What do you classify as trauma? Everyone has a story. When is your experience worse than someone else’s? Are you being strong in carrying on or in denial?
These are the questions that I have been asking myself recently as I get back to normal life after the wedding. I think it’s because I am in a safe place from which to review past events. And boy have there been some events. I haven’t really gone into detail before as you know, my family have the right to privacy but I do know now that the sheer volume of trials and tribulations I have had to deal with is pretty hardcore.
I am getting used to the concept of the actions of others in the past causing me trauma. I am also now able to see that there are some people in my life who have caused me pain and sadness, anger and frustration because they wanted to. Deliberate cruelty and/or selfish behaviors have led to me being unhappy, rejected and ultimately deeply insecure about my capabilities and strengths.

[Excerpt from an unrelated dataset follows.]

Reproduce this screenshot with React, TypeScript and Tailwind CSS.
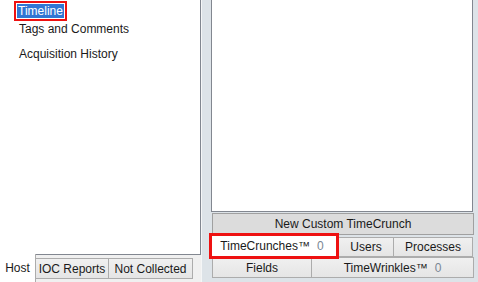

The real problem I had was admitting that such behavior actually went on. I made excuses and invented reasons for the hurtful comments, gaslighting, bullying, controlling etc etc instead of seeing the truth. I guess the truth would have meant total reconstruction of my life and I didn’t think I could do that. But that’s exactly what I have done anyway. The bad behaviour is still there, I still get some bullying but these days I choose to walk away.
But, is walking away the best option? I think that I was treated unfairly in the past and I think I got insufficient redress for it and that the inequalities continue to this day. Money, assets, responsibility are all skewed. And little chance of a sane rebalancing. It’s a joke.
But, I can look at this life now and be so grateful for what I’ve got. I have to focus on what I have, not what others have taken from me. I write this lying next to my husband who is fast asleep and as I listen to him breathing I say a huge thank you to whatever god there is out there.
I have strength to not walk away now…I will call out bad behaviour because the good stuff should win out and be encouraged. Trauma allows for new growth but we shouldn’t forget the need to hold the perpetrators up to scrutiny. They need to be held accountable, to be shown what the consequences of their actions were. Then we will have better balance and healinG will be improved.
So, expect some posts dealing with some tricky issues in due course and let’s shed some sunlight on dark corners. Spring cleaning starts here.